What strikes me isn’t that until this moment, we’d shared so many rooms without ever turning to meet. It was the fact that, despite crawling though the same muddy ratlines aimed somewhere South near Hollywood, I had only just discovered he was Canadian.   

“I thought that I would be in Vancouver acting for a lot longer than I would have,” he explained, having moved to British Columbia from Manila shortly after he was born. “But you know, I made the trek down to L.A., and then, luckily, my first trip down to L.A., like something hit and then it just kind of snowballed from there.

“I mean, I try and rep Canada whenever I can, but yeah, it’s kind of maybe a little secret sometimes.”

That “sometimes” was of course The Good Place, the Mike Schur series where Jacinto starred as Jason Mendoza, an ostensibly silent monk who somewhat quickly reveals himself as a jock in possession of both an obsession with NFL quarterback Blake Bortles and an IQ roughly equivalent to that of your average fence post. 

Three people stand looking unimpressed.
Jacinto, centre, appears with The Good Place castmates Kristen Bell and Jameela Jamil. (Colleen Hayes/NBC)

For him, the shift was out of this world — not least for the fact that he’d never before tried to make people laugh. 

“I love it man, but it was honestly incredibly unexpected,” he said. “The Good Place was my first comedic thing and I remember my reps being like, ‘Are you sure they got the right guy?’ “

The comedic success he partially attributes to his equally rhythm-dependent dance training. His tendency to now include at least a touch of comedy in every project is because of his surprising love for it. “It’s so special to be able to make a room laugh,” he said, smiling.

But what surprises him is where he’s landed, and when; through what he calls luck, he’s already sitting right on the precipice of something real and potentially lasting only a decade after setting out.

It was also surprising how he’d gotten there. 

Looking for roles

Jactino is of both Chinese and Filipino heritage, and part of the reason he made the trek south was a lack of diverse opportunity in Canada.

While there were roles, even the occasional interesting one (he cites an early job on CBC’s The Romeo Section as getting him the cred to actually land The Good Place), what he saw more were one-dimensional, sometimes stereotypical opportunities for Asian men.

So with a degree he didn’t want, often too broke to afford groceries and handing flyers to strangers for his own dance shows, Jacinto moved on to what he hoped were greener pastures.  

It was an act of trusting his gut, something he says guides him in every role he chooses.

Landing on The Acolyte, to him, seems like a point proven: The parents he once hid his art from (“I told them, just give me five more years. Give me five more years to figure out what I want to do.”) are beaming as they attend the red carpet. 

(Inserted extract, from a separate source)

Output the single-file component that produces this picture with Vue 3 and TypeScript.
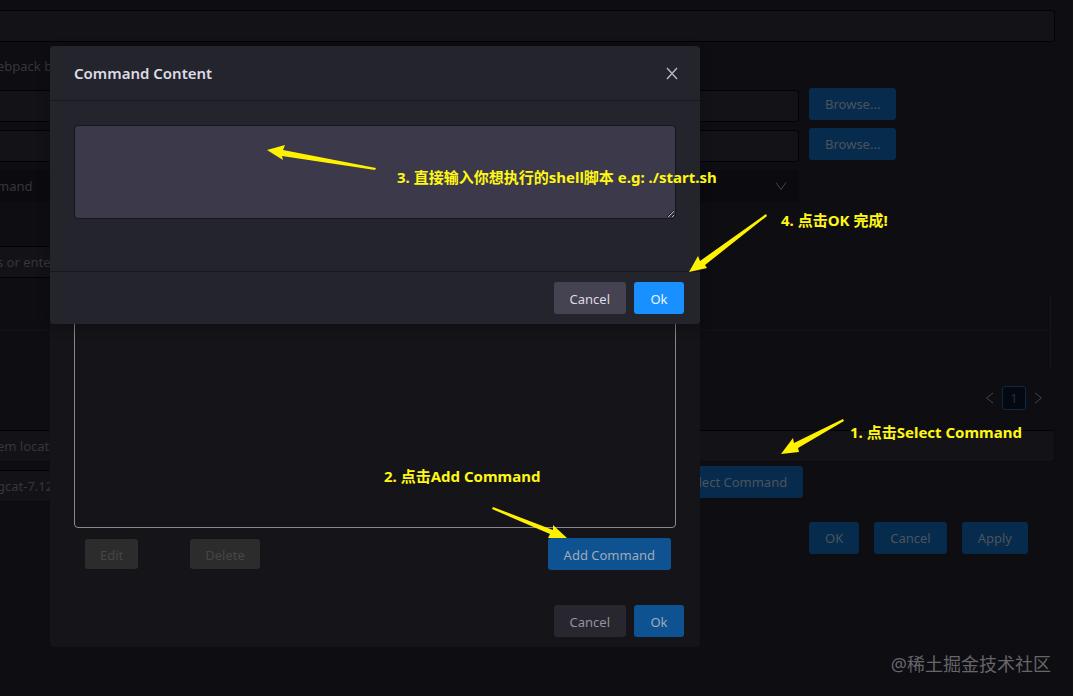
<script setup lang="ts">
import { ref } from 'vue'

interface Note {
  id: string
  text: string
}

const notes: Note[] = [
  { id: 'one', text: '1. 点击Select Command' },
  { id: 'two', text: '2. 点击Add Command' },
  { id: 'three', text: '3. 直接输入你想执行的shell脚本 e.g: ./start.sh' },
  { id: 'four', text: '4. 点击OK 完成!' },
]

const script = ref('')
const name = ref('')
const source = ref('')
const output = ref('')
const params = ref('s or ente')
const location = ref('em locat')
const version = ref('gcat-7.12')
</script>

<template>
  <div class="page">
    <form class="settings" @submit.prevent>
      <input v-model="name" class="field wide" aria-label="Name" />
      <p class="caption">ebpack b</p>
      <div class="row">
        <input v-model="source" class="field medium" aria-label="Source" />
        <button type="button" class="btn faint">Browse...</button>
      </div>
      <div class="row">
        <input v-model="output" class="field medium" aria-label="Output" />
        <button type="button" class="btn faint">Browse...</button>
      </div>
      <div class="select-wrap">
        <select class="select" aria-label="Type">
          <option>mand</option>
        </select>
        <svg class="chevron" viewBox="0 0 12 12" aria-hidden="true"><path d="M1 2.5 6 9.5 11 2.5" /></svg>
      </div>
      <input v-model="params" class="field short params" aria-label="Parameters" />
      <div class="grid">
        <div class="grid-head"></div>
        <div class="grid-body"></div>
      </div>
      <nav class="pager" aria-label="Pages">
        <button type="button" class="pager-step" aria-label="Previous">
          <svg viewBox="0 0 12 12"><path d="M9 1 2.5 6 9 11" /></svg>
        </button>
        <button type="button" class="pager-page">1</button>
        <button type="button" class="pager-step" aria-label="Next">
          <svg viewBox="0 0 12 12"><path d="M3 1 9.5 6 3 11" /></svg>
        </button>
      </nav>
      <input v-model="location" class="field wide soft" aria-label="Location" />
      <div class="row version-row">
        <input v-model="version" class="field version soft" aria-label="Version" />
        <button type="button" class="btn faint select-command">Select Command</button>
      </div>
      <div class="actions">
        <button type="button" class="btn faint">OK</button>
        <button type="button" class="btn faint">Cancel</button>
        <button type="button" class="btn faint">Apply</button>
      </div>
    </form>

    <section class="dialog list-dialog" role="dialog" aria-label="Select Command">
      <div class="command-list"></div>
      <div class="list-tools">
        <button type="button" class="btn disabled" disabled>Edit</button>
        <button type="button" class="btn disabled" disabled>Delete</button>
        <button type="button" class="btn dim add">Add Command</button>
      </div>
      <footer class="dialog-foot">
        <button type="button" class="btn dim-plain">Cancel</button>
        <button type="button" class="btn dim">Ok</button>
      </footer>
    </section>

    <section class="dialog content-dialog" role="dialog" aria-labelledby="content-title">
      <header class="dialog-head">
        <h2 id="content-title">Command Content</h2>
        <button type="button" class="close" aria-label="Close">
          <svg viewBox="0 0 12 14"><path d="M1 2 11 13M11 2 1 13" /></svg>
        </button>
      </header>
      <div class="dialog-body">
        <textarea v-model="script" class="script" aria-label="Command Content"></textarea>
      </div>
      <footer class="dialog-foot ruled">
        <button type="button" class="btn plain">Cancel</button>
        <button type="button" class="btn primary">Ok</button>
      </footer>
    </section>

    <svg class="arrows" width="1073" height="696" viewBox="0 0 1073 696" aria-hidden="true">
      <path d="M781 454 793 438 794 443 843 419 844 421 798 448 799 452Z" />
      <path d="M567 538 553 525 553 530 493 507 492 509 550 534 548 538Z" />
      <path d="M267 150 285 145 283 150 376 168 375 170 282 156 283 160Z" />
      <path d="M689 272 698 256 700 261 766 214 767 216 705 265 707 268Z" />
    </svg>
    <p v-for="note in notes" :key="note.id" class="note" :class="note.id">{{ note.text }}</p>
    <p class="watermark">@稀土掘金技术社区</p>
  </div>
</template>

<style>
html,
body,
#app {
  min-height: 100%;
  background: #0e0d12;
}
body {
  margin: 0;
  overflow: hidden;
}
</style>

<style scoped>
.page {
  position: relative;
  min-height: 100vh;
  box-sizing: border-box;
  overflow: hidden;
  background: #0e0d12;
  color: #36363b;
  font: 13px/20px "Noto Sans", "Noto Sans CJK SC", sans-serif;
}
button,
input,
select,
textarea {
  box-sizing: border-box;
  margin: 0;
  font: inherit;
  color: inherit;
}
p,
h2 {
  margin: 0;
}
.settings {
  display: flex;
  flex-direction: column;
  padding: 10px 18px 0 0;
}
.field {
  height: 32px;
  border: 1px solid #030206;
  border-left: 0;
  border-radius: 0 3px 3px 0;
  background: #131217;
  padding: 0;
}
.soft {
  border-right-color: #0b0a0f;
  border-bottom-color: #0b0a0f;
}
.field,
.select,
.caption {
  text-indent: -3px;
}
.wide {
  width: 100%;
}
.caption {
  padding: 14px 0 12px;
}
.row {
  display: flex;
  align-items: flex-start;
  gap: 10px;
  height: 40px;
}
.medium {
  width: 799px;
  margin-top: 2px;
}
.btn {
  height: 32px;
  min-width: 50px;
  padding: 0 16px;
  border: 0;
  border-radius: 3px;
  white-space: nowrap;
}
.dialog .btn {
  padding-top: 2px;
}
.faint {
  background: #072b4c;
  color: #4b545d;
}
.select-wrap {
  display: flex;
  align-items: center;
  width: 799px;
  height: 32px;
  margin-top: 2px;
}
.select {
  flex: 1;
  height: 32px;
  appearance: none;
  border: 0;
  border-radius: 3px;
  background: #0b0a0f;
  padding: 0;
}
.chevron {
  width: 12px;
  height: 12px;
  margin: 0 12px 0 -24px;
}
.chevron path,
.pager-step path {
  fill: none;
  stroke: #44444a;
  stroke-width: 1;
}
.short {
  width: 600px;
}
.params {
  margin-top: 44px;
}
.grid {
  margin: 17px 4px 0 0;
  border-right: 1px solid #17161b;
}
.grid-head {
  height: 35px;
  border-bottom: 1px solid #131217;
}
.grid-body {
  height: 37px;
}
.pager {
  display: flex;
  justify-content: flex-end;
  margin: 18px 5px 20px 0;
}
.pager-step,
.pager-page {
  width: 24px;
  height: 24px;
  padding: 0;
  border: 0;
  background: none;
}
.pager-page {
  border: 1px solid #08294a;
  border-radius: 3px;
  background: #06080f;
  color: #18324d;
}
.pager-step svg {
  display: block;
  width: 12px;
  height: 12px;
  margin: auto;
}
.version-row {
  margin-top: 4px;
}
.version {
  width: 600px;
  margin-top: 4px;
}
.select-command {
  margin-left: 58px;
}
.actions {
  display: flex;
  gap: 15px;
  margin: 16px 0 0 809px;
}
.dialog {
  position: absolute;
  left: 50px;
  width: 650px;
  box-sizing: border-box;
  border-radius: 4px;
}
.list-dialog {
  top: 46px;
  background: #151419;
}
.command-list {
  height: 404px;
  margin: 78px 24px 10px;
  box-sizing: border-box;
  border: 1px solid #89888f;
  border-radius: 4px;
}
.list-tools {
  display: flex;
  align-items: center;
  gap: 52px;
  padding: 0 29px 25px 35px;
}
.disabled {
  height: 30px;
  padding: 0 15px;
  background: #2c2c2d;
  color: #464648;
}
.dim {
  background: #0f5291;
  color: #a0abb8;
}
.add {
  margin-left: auto;
}
.dim-plain {
  background: #282730;
  color: #94939b;
}
.content-dialog {
  top: 46px;
  background: #24242d;
  color: #dddce6;
  box-shadow: 0 4px 12px #08070c66;
}
.dialog-head {
  display: flex;
  align-items: center;
  justify-content: space-between;
  height: 55px;
  box-sizing: border-box;
  padding: 0 22px 0 24px;
  border-bottom: 1px solid #191820;
}
.dialog-head h2 {
  font-size: 15px;
  line-height: 22px;
  font-weight: 600;
}
.close {
  width: 12px;
  height: 14px;
  padding: 0;
  border: 0;
  background: none;
}
.close svg {
  display: block;
}
.close path {
  fill: none;
  stroke: #b7b6c2;
  stroke-width: 1.4;
}
.dialog-body {
  padding: 24px 24px 52px;
}
.script {
  display: block;
  width: 100%;
  height: 94px;
  border: 1px solid #16151d;
  border-radius: 4px;
  background: #3c3a4a;
  padding: 4px 11px;
  color-scheme: dark;
}
.dialog-foot {
  display: flex;
  justify-content: flex-end;
  gap: 8px;
  padding: 10px 16px;
}
.ruled {
  border-top: 1px solid #191820;
}
.plain {
  background: #454352;
}
.primary {
  background: #1890ff;
  color: #f0f6ff;
}
.arrows {
  position: absolute;
  top: 0;
  left: 0;
  fill: #fff200;
  pointer-events: none;
}
.note {
  position: absolute;
  color: #fff714;
  font-size: 15px;
  line-height: 20px;
  font-weight: 700;
  white-space: nowrap;
}
.one {
  left: 850px;
  top: 422px;
}
.two {
  left: 384px;
  top: 466px;
}
.three {
  left: 397px;
  top: 167px;
}
.four {
  left: 781px;
  top: 210px;
}
.watermark {
  position: absolute;
  right: 22px;
  bottom: 20px;
  color: #65656a;
  font-size: 18px;
  line-height: 24px;
}
</style>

And instead of promoting roles he doesn’t respect, trusting his gut got him where he wanted to be — as he strongly hints that taking The Acolyte was a Sophie’s choice between a few different offers.

But being part of such a huge shift in the franchise (The Acolyte‘s rumbling diveristy backlash is part of an argument so old, just over a week ago Star Wars‘ creator George Lucas was forced to defend the original films’ largely white cast with the claim “Most of the people are aliens!”) validates his pickiness about his roles and what they say. 

“I’m so proud to be able to inspire younger kids that look like me to take up a lightsaber … or to make stories that’ll further the legacy of Star Wars,” he said. “I’m really, really proud of it.”

Three people stand in a room. The two standing on the left hold yellow paper in their hands. The person standing on the right holds an ipad and is speaking.
Amandla Stenberg, left, Lee Jung-jae and director Leslye Headland on the set of Lucasfilm’s The Acolyte. The series has already sparked backlash for its inclusive focus. (Christian Black/Lucasfilm Ltd.)

But even with all that to look forward to, I’m still curious if he’s looking back — to all the competitions, frantic performances and hopefully improving opportunities at home. 

“Man, just like washing my hair with the water, it gives it so much volume — it looks so good!” Once again, he’s laughing. 

“But beside the point. I get a sense of calm when I get back home. So I wouldn’t put it past me to — if I can come back home and tell a good story, that’d be the dream.”